On 3 August, Top Linen contested his first Invitation Stake. From box five he was last away but advanced to fifth at the first turn. Sweeping off the bend he moved into second position before taking the lead half way down the home straight and going away to defeat Red Namoi by three and a half lengths. Top Linen’s time of 26.50 equalled the track and world record for 457 metres.
The standard had been set in October 1948 by China Lady and equalled in September 1953 by the great Macareena and twice in April 1954 by Plunkett’s Pride.
Top Linen scored again at Harold Park on 29 August, once more relegating Red Namoi to runner-up. Heavy rain had made the track a bog, but Top Linen’s time of 26.76 was easily the best of the night.
Given a short spell, Top Linen resumed at Harold Park on 6 October, but in a surprise was beaten a head by the classy Magic Babe in a fast 26.61. The white and brindle dog did not race again for over four months.

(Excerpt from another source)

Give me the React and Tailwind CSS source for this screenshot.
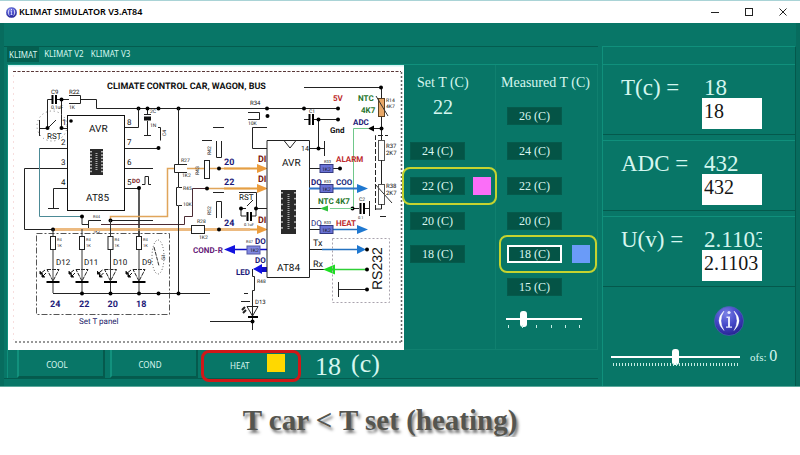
import React from "react";

const DIAGRAM = "[text-rendering:geometricPrecision] font-['Roboto','Liberation_Sans',sans-serif]";
const SERIF = "font-['Liberation_Serif',serif]";
const UI = "font-['Noto_Sans','Open_Sans',sans-serif]";

function InfoBall({ className, id }) {
  return (
    <svg viewBox="0 0 30 30" className={className} aria-hidden="true">
      <defs>
        <radialGradient id={id} cx="0.4" cy="0.25" r="0.8">
          <stop offset="0" stopColor="#7a80e6" />
          <stop offset="0.5" stopColor="#4548c8" />
          <stop offset="1" stopColor="#23208c" />
        </radialGradient>
      </defs>
      <circle cx="15" cy="15" r="14.5" fill={`url(#${id})`} stroke="#4b63b0" strokeWidth="0.7" />
      <path d="M10 5Q0 14.5 10 24.500Q4 14.500 10 5ZM20 5Q30 14.500 20 24.500Q26 14.500 20 5Z" fill="#fff" stroke="#fff" strokeWidth="0.4" />
      <circle cx="15" cy="6.500" r="1.600" fill="#e6e8ff" />
      <path d="M12.500 10.500h3.500v10h2v1.200h-6v-1.200h2v-8.500h-1.500z" fill="#e6e8ff" />
    </svg>
  );
}

function Dot({ x, y }) {
  return <circle cx={x} cy={y} r="2" fill="#000" />;
}

function T({ x, y, s = 8, c = "#111", b, r, children }) {
  return (
    <text x={x} y={y} fontSize={s} fill={c} fontWeight={b ? 700 : 400} transform={r ? `rotate(${r} ${x} ${y})` : undefined}>
      {children}
    </text>
  );
}

function Led({ x, label, lx, value, stem }) {
  return (
    <g>
      <path d={`M${x} ${stem}V236M${x} 249V293`} stroke="#333" />
      <rect x={x - 2.5} y="236.5" width="5" height="13" fill="#fff" stroke="#222" />
      <path d={`M${x - 6} 269.5H${x + 6}L${x} 281Z`} fill="#fff" stroke="#222" strokeDasharray="4 1" />
      <path d={`M${x} 269V282`} stroke="#444" />
      <path d={`M${x - 6.5} 282H${x + 6.5}`} stroke="#000" strokeWidth="2" />
      <path d={`M${x - 8} 270l-5 4M${x - 7} 273l-4 4M${x - 13} 271v3h3M${x - 11} 274v3h3`} stroke="#111" />
      <T x={x + 4} y="241" s={4}>R4</T>
      <T x={x + 4} y="247" s={4}>1K</T>
      <T x={lx} y="265">{label}</T>
      <T x={x - 3} y="307" s={9} c="#1d1a78" b>{value}</T>
    </g>
  );
}

function ChipPicture({ x, y, w, h }) {
  const pins = [0, 1, 2, 3, 4, 5, 6];
  return (
    <g>
      <rect x={x} y={y} width={w} height={h} fill="#2a2a2a" />
      {pins.map((p) => (
        <g key={p} fill="#b5b5b5">
          <rect x={x} y={y + 2 + (p * (h - 3)) / 7} width="2" height="1.5" />
          <rect x={x + w - 2} y={y + 2 + (p * (h - 3)) / 7} width="2" height="1.5" />
        </g>
      ))}
      <path d={`M${x + w / 2} ${y + 4}v${h - 8}`} stroke="#aaa" strokeWidth="2" strokeDasharray="1 1" />
    </g>
  );
}

function Schematic() {
  return (
    <svg viewBox="8 65 396 285" role="img" aria-label="Climate control schematic" className={`block h-auto w-full bg-white ${DIAGRAM}`}>
      <path d="M8 65.5H404" stroke="#d5f3f4" strokeWidth="2" />
      <g fill="none">
        <path d="M13 71.5H401" stroke="#5a3838" strokeDasharray="3 1.5" />
        <path d="M401.5 72V342" stroke="#666" strokeWidth="1.5" strokeDasharray="2 2" />
        <path d="M15 342H401" stroke="#777" strokeWidth="1.5" strokeDasharray="2 2" />
        <path d="M13.5 75V340" stroke="#f7dede" strokeDasharray="2 4" />
      </g>
      <T x="107" y="89" s={9} b>CLIMATE CONTROL CAR, WAGON, BUS</T>

      {/* supply rail and reset network */}
      <g fill="none" stroke="#222">
        <path d="M47.5 128V99.5H52M56 99.5H69M61.5 99V128.5H67M69 95.5H80.5V103.5H69M81 99.5H96.5V108.5H338M39.5 120V136M39 128.5H47M48 128L56 120" />
        <circle cx="52" cy="126" r="15" stroke="#777" strokeDasharray="1 3" />
        <path d="M52.5 95V104M56 95V104" stroke="#000" strokeWidth="2" />
        <path d="M147.5 108V115M144 114.5H151M147.5 121V135.5M144 135.5H151M158 127.5H160.5V140.5" />
        <path d="M144 118.5H151" strokeWidth="4" stroke="#111" />
      </g>
      <T x="51" y="94" s={6}>C9</T>
      <T x="51" y="109" s={5}>0,1uF</T>
      <T x="69" y="94" s={6}>R22</T>
      <T x="69" y="109" s={5}>1K</T>
      <T x="47" y="139" s={8}>RST</T>
      <T x="150" y="113" s={5}>2C</T>
      <T x="150" y="127" s={5}>1N</T>
      <T x="166" y="136" s={5} r={-90}>C4</T>
      <Dot x={47.5} y={128} /><Dot x={61.5} y={99.5} /><Dot x={61.5} y={128} />
      {[138.5, 147.5, 158.5, 178.5, 267, 304, 338].map((x) => <Dot key={x} x={x} y={108.5} />)}

      {/* AT85 controller */}
      <g fill="none" stroke="#222">
        <path d="M139 188V236" strokeWidth="1.5" />
        <path d="M124 127.5H138.5V108M124 148.5H158M124 168.5H153M124 188.5H139M39 148.5H67M67 168.5H24.5V229.5H53M67 188.5H53.5V208M48 208.5H59" />
        <path d="M39.5 148V216.5H82" stroke="#4c8a96" />
        <path d="M82 216V224.5H88M101 220.5H88.5V228.5H101M110 220.5H153" />
        <path d="M101 224.5H184.5V216.5H192.5V188.5H207" stroke="#4b2b33" />
        <path d="M142 184.5H145V176.5H148.5V184.5H151" />
      </g>
      <rect x="67.5" y="115.5" width="57" height="95" fill="#fff" stroke="#111" />
      <circle cx="71" cy="121" r="1.8" />
      <T x="89" y="132" s={10}>AVR</T>
      <T x="86" y="201" s={10}>AT85</T>
      <ChipPicture x={90} y={149} w={13} h={26} />
      {[[62, 125, "1"], [61, 145, "2"], [61, 165, "3"], [61, 185, "4"], [127, 125, "8"], [127, 145, "7"], [127, 165, "6"], [127, 185, "5"]].map(([x, y, n]) => (
        <T key={n} x={x} y={y}>{n}</T>
      ))}
      <T x="132" y="183" s={6} c="#7a1616" b>DO</T>
      <T x="93" y="218" s={4}>R44</T>
      <T x="93" y="233" s={4}>1K2</T>
      <Dot x={158.5} y={148} /><Dot x={139} y={188} />

      {/* digital inputs */}
      <g fill="none" stroke="#e0a55a" strokeWidth="1.5">
        <path d="M110.5 220V216.5H167.5V168.5H174M187 168.5H250M207 188.5H250" />
        <path d="M53 229.5H250" strokeWidth="3" stroke="#ecba80" />
      </g>
      <path d="M257 164l11 4.5-11 4.5zM257 184l11 4.5-11 4.5zM257 225l11 4.5-11 4.5z" fill="#ec9c3c" />
      <path d="M224 168.5H258M224 188.5H258M250 229.5H258" stroke="#e59f45" strokeWidth="2" />
      <g fill="#fff" stroke="#222">
        <path d="M187 164.5H174.5V172.5H187" />
        <rect x="204.5" y="160.5" width="5" height="18" />
        <rect x="191.5" y="225.5" width="13" height="8" />
        <path d="M178.5 108V164M178.5 172V187.5H176.5V205.5H178.5V293M179 187.5H182M179 205.5H182" fill="none" />
        <path d="M213 127.5H224M216.5 141V157.5H221.5V141M202 140.5H212M213 192.5H224M216.5 218V201.5H221.5V218" fill="none" />
      </g>
      <T x="181" y="162" s={5}>R27</T>
      <T x="182" y="177" s={5}>1K2</T>
      <T x="183" y="190" s={5}>R45</T>
      <T x="183" y="206" s={5}>10K</T>
      <T x="211" y="155" s={5} r={-90}>R42</T>
      <T x="199" y="175" s={5} r={-90}>R43</T>
      <T x="211" y="215" s={5} r={-90}>R52</T>
      <T x="197" y="223" s={5}>R28</T>
      <T x="199" y="239" s={5}>1K2</T>
      <T x="224" y="165" s={9} c="#1d1a78" b>20</T>
      <T x="224" y="185" s={9} c="#1d1a78" b>22</T>
      <T x="224" y="226" s={9} c="#1d1a78" b>24</T>
      <T x="258" y="162" s={9} c="#7a1a10" b>DI</T>
      <T x="258" y="182" s={9} c="#7a1a10" b>DI</T>
      <T x="258" y="223" s={9} c="#7a1a10" b>DI</T>
      <Dot x={219} y={168.5} /><Dot x={207} y={188.5} /><Dot x={219} y={229.5} />
      <Dot x={53} y={229.5} /><Dot x={82} y={216.5} /><Dot x={110.5} y={220.5} />

      {/* second reset switch and pull-ups */}
      <g fill="none" stroke="#222">
        <path d="M239 192.5H256.5V208.5H267M241 208.5H246M247 206L253 200M256 208V216H252M246 216H241V208M248 112.5H259.5V119.5H248M267 127.5H252.5V148.5H267M268 140V146" />
        <path d="M247.5 212V221M251 212V221" strokeWidth="2" stroke="#000" />
      </g>
      <T x="239" y="200" s={8}>RST</T>
      <T x="250" y="105" s={6}>R34</T>
      <T x="248" y="125" s={5}>10K</T>
      <T x="244" y="226" s={4}>0.1uF</T>
      <Dot x={241} y={208.5} /><Dot x={256} y={208.5} /><Dot x={267.5} y={116} /><Dot x={269.5} y={144} />

      {/* set panel LEDs */}
      <rect x="36.5" y="233.5" width="133" height="81" fill="none" stroke="#555" strokeDasharray="6 2 2 2" />
      <Led x={53} label="D12" lx={56} value="24" stem={229} />
      <Led x={82} label="D11" lx={84} value="22" stem={229} />
      <Led x={110.5} label="D10" lx={113} value="20" stem={220} />
      <Led x={139} label="D9" lx={142} value="18" stem={229} />
      <path d="M53 293.5H210" stroke="#222" />
      {[82, 110.5, 139, 158.5, 178.5].map((x) => <Dot key={x} x={x} y={293.5} />)}
      <ellipse cx="158" cy="257" rx="6" ry="17" fill="none" stroke="#555" strokeDasharray="1 2" />
      <path d="M154 247L159 266" stroke="#333" strokeDasharray="4 1" />
      <T x="165" y="260" s={5} r={-90}>S1</T>
      <T x="79" y="324" s={8} c="#1d1a6a">Set T panel</T>

      {/* condenser and status LED outputs */}
      <g stroke="#0d0dc8" fill="#1212e0">
        <path d="M234 249.5H247M260 249.5H267" strokeWidth="1.5" />
        <path d="M224 249.5l11-4.5v9zM253 269l9-5v10z" stroke="none" />
        <path d="M262 269.5H267" strokeWidth="5" />
      </g>
      <rect x="247" y="246" width="13" height="8" fill="#8188e0" stroke="#5459a5" />
      <T x="250" y="252" s={5}>1K2</T>
      <T x="246" y="243" s={4}>R47</T>
      <T x="193" y="253" c="#651a78" b>COND-R</T>
      <T x="255" y="244" c="#1d1a78" b>DO</T>
      <T x="255" y="263" c="#1d1a78" b>DO</T>
      <T x="236" y="275" c="#1d1a78" b>LED</T>
      <g fill="none" stroke="#222">
        <path d="M252.5 269V276.5H254.5V290.5H252.5V330M210 321.5H252M247 306.5H258L252.5 316ZM244 293.5H248M241 301.5H250" />
        <path d="M248 317H258" strokeWidth="2" stroke="#000" />
        <path d="M245 307l-3 3M246 310l-3 3" strokeWidth="2" />
      </g>
      <T x="257" y="283" s={5}>R48</T>
      <T x="255" y="304" s={6}>D13</T>
      <Dot x={252.5} y={321.5} />

      {/* AT84 controller */}
      <path d="M267 140.5H309.5V277.5H267ZM284 140.5L290 148L296 140.5" fill="#fff" stroke="#222" />
      <T x="282" y="166" s={10}>AVR</T>
      <T x="277" y="271" s={10}>AT84</T>
      <T x="301" y="151" s={7}>14</T>
      <ChipPicture x={281} y={190} w={15} h={44} />
      <g fill="none" stroke="#222">
        <path d="M304 119.5H309M313 119.5H338M318.5 119V148.5M309 148.5H324M324.5 141V156M304 87.5H381.5V98M381.5 117V140M309 168.5H339M309 188.5H320M309 229.5H320M309 249.5H340M309 269.5H325M309 208.5H322" />
        <path d="M309.5 114V125M313 114V125" stroke="#000" strokeWidth="2" />
      </g>
      <T x="309" y="113" s={5}>C1</T>
      <Dot x={318.5} y={119.5} /><Dot x={338} y={119.5} /><Dot x={318.5} y={148.5} /><Dot x={381} y={87.5} />
      <T x="333" y="101" s={8} c="#bd2a2a" b>5V</T>
      <T x="330" y="133" s={8} b>Gnd</T>
      <T x="358" y="101" s={8} c="#27762b" b>NTC</T>
      <T x="361" y="113" s={8} c="#27762b" b>4K7</T>
      <T x="353" y="125" s={8} c="#1d1a78" b>ADC</T>

      {/* thermistor divider */}
      <rect x="378.5" y="98.5" width="6" height="18" fill="#e8a766" stroke="#5c4020" />
      <path d="M376 96L388 116M375 184L392 203" stroke="#333" />
      <path d="M353.5 208V128.5H368" fill="none" stroke="#6fc78a" />
      <path d="M368 128.5l6-3v6z" />
      <path d="M374 128.5H381" stroke="#222" />
      <Dot x={381.5} y={128.5} />
      <g fill="none" stroke="#222">
        <path d="M375.5 210V135.5H388" strokeDasharray="5 2" />
        <rect x="378.5" y="140.5" width="6" height="20" stroke="#555" />
        <rect x="378.5" y="184.5" width="6" height="20" stroke="#555" />
        <path d="M381.5 160V184M381.5 204V209H376M369.5 201V216M353 208.5H359M364 208.5H369M380 216.5H386" />
        <path d="M360.5 203V214M364 203V214" strokeWidth="2" stroke="#000" />
      </g>
      <T x="386" y="102" s={5}>R14</T>
      <T x="386" y="108" s={5}>4K7</T>
      <T x="386" y="148" s={6}>R37</T>
      <T x="386" y="155" s={6}>2K7</T>
      <T x="386" y="188" s={6}>R38</T>
      <T x="386" y="195" s={6}>2K7</T>
      <T x="359" y="201" s={5}>C2</T>
      <T x="358" y="219" s={4}>0.1</T>
      <Dot x={352.5} y={208.5} />

      {/* AT84 outputs */}
      <path d="M309 188.5H358" stroke="#2e75c8" strokeWidth="2" />
      <path d="M332 229.5H358M322 249.5H358" stroke="#2472c0" strokeWidth="1.5" />
      <path d="M357 184l11 4.5-11 4.5zM357 225l11 4.5-11 4.5zM357 245l9 4.5-9 4.5z" fill="#1f78d0" />
      <path d="M330 208.5H353" stroke="#7bcf92" />
      <path d="M320 208.5l8-3v6z" fill="#2fc23c" />
      <path d="M334 269.5H366" stroke="#2fcf36" strokeWidth="1.5" />
      <path d="M323 269.5l12-5v10z" fill="#1ddf22" />
      <path d="M338.5 282V297M338 289.5H367" stroke="#222" />
      <rect x="332.5" y="238.5" width="57" height="64" fill="none" stroke="#a9a3ad" strokeDasharray="2 2" />
      {[164, 184, 225].map((y) => (
        <g key={y}>
          <rect x="320" y={y + 0.5} width="13" height="8" fill="#6a72d6" stroke="#343a80" />
          <T x="322" y={y + 7} s={5}>1K2</T>
          <T x="324" y={y - 1} s={4}>R33</T>
        </g>
      ))}
      <Dot x={340} y={168.5} /><Dot x={367} y={249.5} /><Dot x={367} y={269.5} /><Dot x={367} y={289.5} />
      <T x="336" y="162" c="#bd2a2a" b>ALARM</T>
      <T x="311" y="185" c="#1d1a78" b>DO</T>
      <T x="336" y="185" c="#1d2f80" b>COO</T>
      <T x="318" y="204" c="#27762b" b>NTC 4K7</T>
      <T x="311" y="226" c="#1d1a78">DO</T>
      <T x="336" y="226" c="#bd2a2a" b>HEAT</T>
      <T x="313" y="246" s={9}>Tx</T>
      <T x="313" y="267" s={9}>Rx</T>
      <g className="font-['Liberation_Sans',sans-serif]">
        <T x="382" y="290" s={14} r={-90}>RS232</T>
      </g>
    </svg>
  );
}

function TempButton({ children, focused }) {
  return (
    <button type="button" className={`block h-[18px] w-[55px] bg-[#045446] text-[12px] leading-[14px] text-[#d9f7f0] ${focused ? "border-2 border-white" : "border border-[#055a4c]"}`}>
      {children}
    </button>
  );
}

function Marked({ children, swatch, wide }) {
  return (
    <div className="relative flex h-[18px] items-center">
      {children}
      <span className={`h-[18px] w-[18px] ${wide ? "ml-[10px]" : "ml-2"} ${swatch}`} />
      <span className={`absolute -top-[10px] -left-2 h-[38px] rounded-lg border-2 border-[#c5d32f] ${wide ? "w-[98px]" : "w-[95px]"}`} />
    </div>
  );
}

function Slider({ label, max, value, ticks }) {
  return (
    <div className="w-full">
      <input
        type="range"
        aria-label={label}
        min="0"
        max={max}
        defaultValue={value}
        className="block h-4 w-full appearance-none bg-transparent [&::-webkit-slider-runnable-track]:h-[2px] [&::-webkit-slider-runnable-track]:bg-white [&::-webkit-slider-thumb]:-mt-[7px] [&::-webkit-slider-thumb]:h-4 [&::-webkit-slider-thumb]:w-[7px] [&::-webkit-slider-thumb]:appearance-none [&::-webkit-slider-thumb]:rounded-[3px] [&::-webkit-slider-thumb]:bg-white"
      />
      <div className="-mt-[2px] flex h-[3px] justify-between px-[2px]">
        {Array.from({ length: ticks }, (_, i) => (
          <span key={i} className="w-px bg-[#c5eee5]" />
        ))}
      </div>
    </div>
  );
}

function Reading({ id, label, value }) {
  return (
    <div className="mb-[5px] flex h-[71px] items-start border-t border-b border-t-[#10907c] border-b-[#04594c] pt-2 pl-[18px]">
      <label htmlFor={id} className="w-[81px] text-[23px] leading-[30px] whitespace-nowrap">{label}</label>
      <div className="w-[60px]">
        <div className="h-[25px] overflow-x-clip pl-[2px] text-[23px] leading-[30px]">{value}</div>
        <input id={id} type="text" defaultValue={value} className="block h-[31px] w-full bg-white pb-1 pl-[2px] text-[20px] text-[#151515]" />
      </div>
    </div>
  );
}

function ModeButton({ children }) {
  return (
    <button type="button" className="flex h-[28px] w-[88px] items-center justify-center border-r-2 border-b-2 border-l-2 border-r-[#055a4d] border-b-[#055a4d] border-l-[#12917d] pt-1 pr-2 text-[8px] text-[#d9f7f0]">
      {children}
    </button>
  );
}

export default function App() {
  return (
    <div className="bg-white">
      <div className="border-b border-[#5ca99c] bg-[#087667] text-[#d5f6ef]">
        <header className="flex h-[23px] items-center border-t border-[#a9d3d6] bg-white pl-[6px] text-black">
          <InfoBall id="ball-small" className="h-[11px] w-[11px]" />
          <h1 className={`ml-[2px] flex-1 text-[9px] font-semibold ${UI}`}>KLIMAT SIMULATOR V3.AT84</h1>
          <button type="button" aria-label="Minimize" className="flex h-full w-[34px] items-center justify-center">
            <svg viewBox="0 0 8 8" className="h-2 w-2" fill="none" stroke="#222"><path d="M0 4.5H8" /></svg>
          </button>
          <button type="button" aria-label="Maximize" className="flex h-full w-[34px] items-center justify-center">
            <svg viewBox="0 0 8 8" className="h-2 w-2" fill="none" stroke="#222"><rect x="0.5" y="0.5" width="7" height="7" /></svg>
          </button>
          <button type="button" aria-label="Close" className="flex h-full w-[34px] items-center justify-center">
            <svg viewBox="0 0 8 8" className="h-2 w-2" fill="none" stroke="#222"><path d="M0.5 0.5L7.5 7.5M7.5 0.5L0.5 7.5" /></svg>
          </button>
        </header>

        <div className="flex border-r-4 border-l-4 border-[#076c5e]">
          <main className="min-w-0 flex-1 pt-[23px]">
            <div className="border-t border-b border-[#045c4f] pl-[3px]">
              <nav className={`flex h-[17px] items-start text-[8px] leading-[14px] ${UI}`}>
                <button type="button" className="h-[15px] bg-[#045f50] px-[2px]">KLIMAT</button>
                <button type="button" className="ml-[3px] px-[2px]">KLIMAT V2</button>
                <button type="button" className="ml-[3px] px-[2px]">KLIMAT V3</button>
              </nav>
              <div className="border-t border-l border-[#10907c]">
                <div className="flex">
                  <div className="min-w-0 flex-1"><Schematic /></div>
                  <section className={`w-[92px] shrink-0 border-r border-b border-[#10806f] pt-[9px] ${SERIF}`}>
                    <h2 className="pl-[13px] text-[14px] leading-[18px]">Set T (C)</h2>
                    <p className="w-[78px] text-center text-[20px] leading-[30px]">22</p>
                    <div className="mt-5 flex flex-col gap-[17px] pl-[6px]">
                      <TempButton>24 (C)</TempButton>
                      <Marked swatch="bg-[#fb6ef8]"><TempButton>22 (C)</TempButton></Marked>
                      <TempButton>20 (C)</TempButton>
                    </div>
                    <div className="mt-[15px] pl-[6px]">
                      <TempButton>18 (C)</TempButton>
                    </div>
                  </section>
                  <section className={`w-[102px] shrink-0 border-r border-b border-[#10806f] pt-[9px] ${SERIF}`}>
                    <h2 className="pl-[5px] text-[14px] leading-[18px] whitespace-nowrap">Measured T (C)</h2>
                    <div className="mt-[15px] flex flex-col gap-[17px] pl-[11px]">
                      <TempButton>26 (C)</TempButton>
                      <TempButton>24 (C)</TempButton>
                      <TempButton>22 (C)</TempButton>
                      <TempButton>20 (C)</TempButton>
                    </div>
                    <div className="mt-[15px] flex flex-col gap-[15px] pl-[11px]">
                      <Marked wide swatch="bg-[#6a9bf8]"><TempButton focused>18 (C)</TempButton></Marked>
                      <TempButton>15 (C)</TempButton>
                    </div>
                    <div className="mt-[15px] w-[86px] pl-[10px]">
                      <Slider label="Measured temperature" max="5" value="1" ticks={6} />
                    </div>
                  </section>
                </div>
                <div className="flex h-[28px] items-start pl-[9px]">
                  <div className={`flex gap-[5px] ${UI}`}>
                    <ModeButton>COOL</ModeButton>
                    <ModeButton>COND</ModeButton>
                    <div className="relative flex">
                      <button type="button" className="flex h-[28px] w-[92px] items-center pl-[27px] text-[8px] text-[#d9f7f0]">
                        <span className="pt-1">HEAT</span>
                        <span className="mb-[2px] ml-[18px] h-[18px] w-[18px] bg-[#ffd800]" />
                      </button>
                      <span className="absolute top-0 -left-[2px] h-[32px] w-[100px] rounded-lg border-[3px] border-[#d01818]" />
                    </div>
                  </div>
                  <p className={`ml-[20px] flex gap-[10px] text-[26px] leading-[28px] ${SERIF}`}>
                    <span className="pt-[3px]">18</span>
                    <span>(c)</span>
                  </p>
                </div>
              </div>
            </div>
            <div className="h-[7px]" />
          </main>

          <aside className={`w-[198px] shrink-0 pt-[23px] pl-1 ${SERIF}`}>
            <div className="h-full border-t border-r border-l border-t-[#10907c] border-r-[#04594c] border-l-[#10907c]">
              <div className="pt-[17px]">
                <Reading id="t" label="T(c) =" value="18" />
                <Reading id="adc" label="ADC =" value="432" />
                <Reading id="u" label="U(v) =" value="2.1103" />
              </div>
              <div className="flex justify-center pt-[14px] pl-[60px]">
                <InfoBall id="ball-large" className="h-[30px] w-[30px]" />
              </div>
              <div className="mt-[13px] flex items-start pl-2">
                <div className="w-[129px]">
                  <Slider label="Offset" max="100" value="50" ticks={42} />
                </div>
                <p className="ml-[10px] text-[11px] leading-[14px] whitespace-nowrap">ofs: <span className="text-[16px]">0</span></p>
              </div>
            </div>
          </aside>
        </div>
      </div>

      <p className={`pt-[16px] pr-[40px] text-center text-[29px] leading-[34px] font-bold text-[#55554f] [text-shadow:2px_3px_3px_#777] ${SERIF}`}>
        T car &lt; T set (heating)
      </p>
    </div>
  );
}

Top Linen started 15 times in 1957 for eight wins, four seconds and one third, winning the Richmond Straight Track Championship and equalling the 457 metres track record at Harold Park and the 375 metres record at Richmond. He returned to racing on 22 February 1958 in an Invitation Stake at Harold Park. In what some people considered a poor performance, Top Linen was defeated by a length and a half, finishing third behind Magic Babe and the smart Montana Jet. He was never beaten again.
On 18 March, he scored up the 400-yards (366 metres) straight at Wyong in 21.3 and then won over 440-yards (402 metres) at Maitland four days later.
He proved himself the best drag lure dog in the country by taking out the 400 yards Straight Track Championship at Wyong by an easy three lengths, equalling the track record with 21.1. Returning to Maitland on 26 March, he rocketed over the 440 yards course in a record equalling 23.4, winning by eight lengths. After again scoring up the straight, this time at Richmond, Top Linen made his long-awaited return to Harold Park. From box one the champion raced away in pouring rain to win by six lengths in 26.73, the best of the night.
Contesting his first Harold Park Stake (top grade only) on 30 April, Top Linen made it seven successive wins in scoring by two and a half lengths. His time of 26.40 smashed the nine and a half year old track and world record. It would stand unbroken until 1965, and was only equalled once, by Top Linen’s greatest son, Black Top.
On 2 May, he won by three lengths win over 440 yards at Maitland, equalling the new track record of 23.3.
Top Linen then contested his longest race, over 530-yards (480 metres) at Cessnock on 12 May. The brilliant sprinter won by eight lengths and clocked 27.9, a new track record. With nine wins in succession, five in record or equal record time, Top Linen was considered the best greyhound racing in New South Wales. The Victorians believed Rookie Rebel was easily their best performer and so a match race was arranged.
The two great greyhounds met in battle on 31 May at Harold Park. From box two, Top Linen went straight to the front and in a devastating display of speed never gave Rookie Rebel a chance. He careered away to score by six lengths in the one-sided contest and ran 26.40, thus equalling his own track and world record. That meant he had set or equalled four track records in four consecutive races, a feat only once before achieved, by the great Chief Havoc, in 1946. A year later, the brilliant NSW hurdler Smith’s Elect would also set or equal four track marks in four successive races.
Just over a week later, hopes of a return match were dashed when Rookie Rebel broke two toes in a race at North Melbourne and was retired.
With nothing left to achieve, it was decided to retire Top Linen to stud. From just 11 starts in 1958, Top Linen had recorded 10 wins (all in succession) and one third. Overall, he raced 26 times for 18 wins, four seconds and two thirds, setting or equalling seven tracks records on five courses. His average winning margin was 4.6 lengths.
He became a great success at stud, siring the mighty Black Top as well as Blue Autumn, the inaugural NSW Greyhound of the Year (1965) and Goldent, 1964’s most devastating stayer.